That was TV in the pre-Information Age for you. These days Vidal, who put his Italian villa on the market a few months ago and moved full-time to his home in Los Angeles, speaks mostly through his essay writing about the foreign and stateside adventures of the Bush administration. In the past five years he has published one major nonfiction collection, The Last Empire, and a book about the founding fathers called Inventing a Nation: Washington, Adams, Jefferson. But mainly he has stayed busy producing what he calls his "political pamphlets," a series of short essay collections called Perpetual War for Perpetual Peace: How We Got to Be So Hated (2002), Dreaming War: Blood for Oil and the Cheney-Bush Junta (2003), and Imperial America: Reflections on the United States of Amnesia (2004). Last month at Duke University, he produced a short run of On the March to the Sea, an older play about the Civil War that he has rewritten entirely.
I spoke to Vidal, who will turn 80 this October, by phone from his home in Los Angeles on March 9.
City Pages: I'll start with the broadest of questions: Why are we in Iraq, and what are our prospects there at this point?

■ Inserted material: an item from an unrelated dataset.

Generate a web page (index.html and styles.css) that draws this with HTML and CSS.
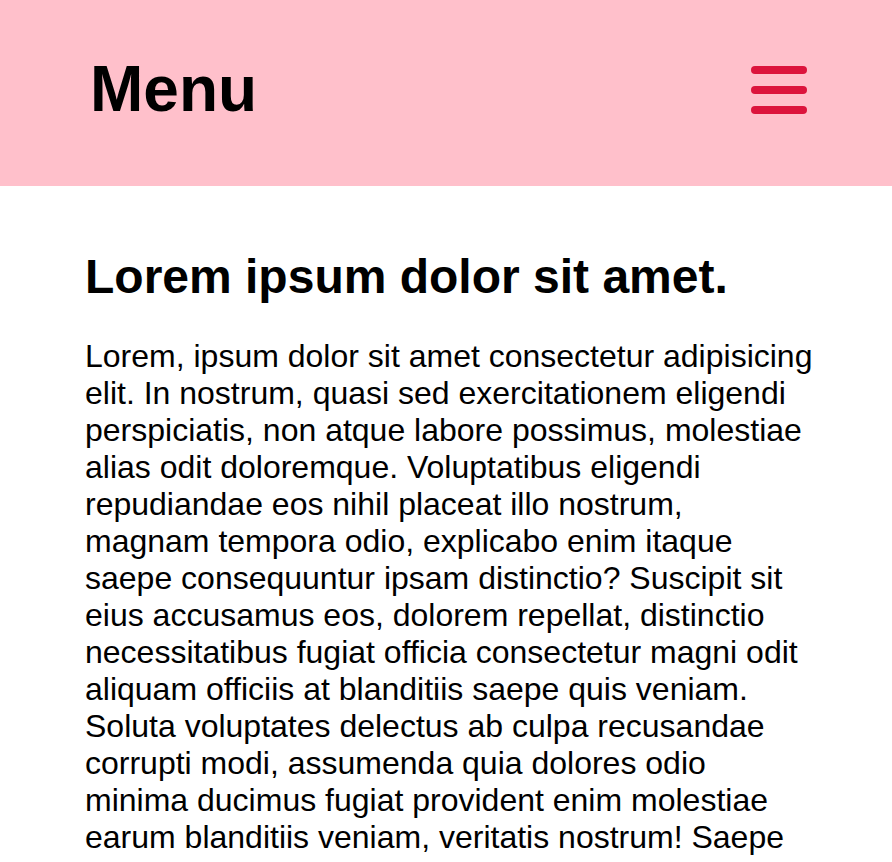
FILE: index.html
```html
<!DOCTYPE html>
<html lang="en">
<head>
<meta charset="utf-8">
<title>Menu</title>
<link rel="stylesheet" href="styles.css">
</head>
<body>
<header class="topbar">
  <div class="brand">Menu</div>
  <button class="burger" aria-label="Open menu">
    <span class="bar"></span>
    <span class="bar"></span>
    <span class="bar"></span>
  </button>
</header>
<main class="content">
  <h1 class="title">Lorem ipsum dolor sit amet.</h1>
  <p class="text">Lorem, ipsum dolor sit amet consectetur adipisicing elit. In nostrum, quasi sed exercitationem eligendi perspiciatis, non atque labore possimus, molestiae alias odit doloremque. Voluptatibus eligendi repudiandae eos nihil placeat illo nostrum, magnam tempora odio, explicabo enim itaque saepe consequuntur ipsam distinctio? Suscipit sit eius accusamus eos, dolorem repellat, distinctio necessitatibus fugiat officia consectetur magni odit aliquam officiis at blanditiis saepe quis veniam. Soluta voluptates delectus ab culpa recusandae corrupti modi, assumenda quia dolores odio minima ducimus fugiat provident enim molestiae earum blanditiis veniam, veritatis nostrum! Saepe blanditiis nulla dolorum vitae dolorem sint aut.</p>
</main>
</body>
</html>
```
FILE: styles.css
```css
* { box-sizing: border-box; }
html, body { margin: 0; padding: 0; }
body {
  font-family: "Liberation Sans", Arial, sans-serif;
  color: #000;
  background: #fff;
}
.topbar {
  height: 186px;
  background: #ffc0cb;
  display: flex;
  align-items: center;
  justify-content: space-between;
  padding: 0 85px 0 90px;
}
.brand {
  font-size: 64px;
  font-weight: 700;
  line-height: 1;
  margin-top: -8px;
}
.burger {
  background: none;
  border: 0;
  padding: 0;
  display: flex;
  flex-direction: column;
  gap: 12px;
  cursor: pointer;
  margin-top: -6px;
}
.bar {
  display: block;
  width: 56px;
  height: 8px;
  border-radius: 4px;
  background: #dc143c;
}
.content {
  padding: 0 78px 0 85px;
}
.title {
  font-size: 48px;
  font-weight: 700;
  margin: 63px 0 34px;
}
.text {
  font-size: 32px;
  margin: 0;
}
```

Gore Vidal: Well, let us say that the old American republic is well and truly dead. The institutions that we thought were eternal proved not to be. And that goes for the three departments of government, and it also goes for the Bill of Rights. So we're in uncharted territory. We're governed by public relations. Very little information gets to the people, thanks to the corruption and/or ineptitude of the media. Just look at this bankruptcy thing that went through--everybody in debt to credit cards, which is apparently 90 percent of the country, is in deep trouble. So the people are uninformed about what's being done in their name.
And that's really why we are in Iraq. Iraq is a symptom, not a cause. It's a symptom of the passion we have for oil, which is a declining resource in the world. Alternatives can be found, but they will not be found as long as there's one drop of oil or natural gas to be extracted from other nations, preferably by force by the current junta in charge of our affairs. Iraq will end with our defeat.
CP: You've observed many times in your writing that the United States has elections but has no politics. Could you talk about what you mean by that, and about how so many people have come to accept a purely spectatorial relationship to politics, more like fans (or non-fans) than citizens?
Gore Vidal: Well, you cannot have a political party that is not based upon a class interest. It has been part of the American propaganda machine that we have no class system. Yes, there are rich people; some are richer than others. But there is no class system. We're classless. You could be president tomorrow. So could Michael Jackson, or this one or that one. This isn't true. We have a very strong, very rigid class structure which goes back to the beginning of the country. I will not go into the details of that, but there it is. Whether it's good or bad is something else.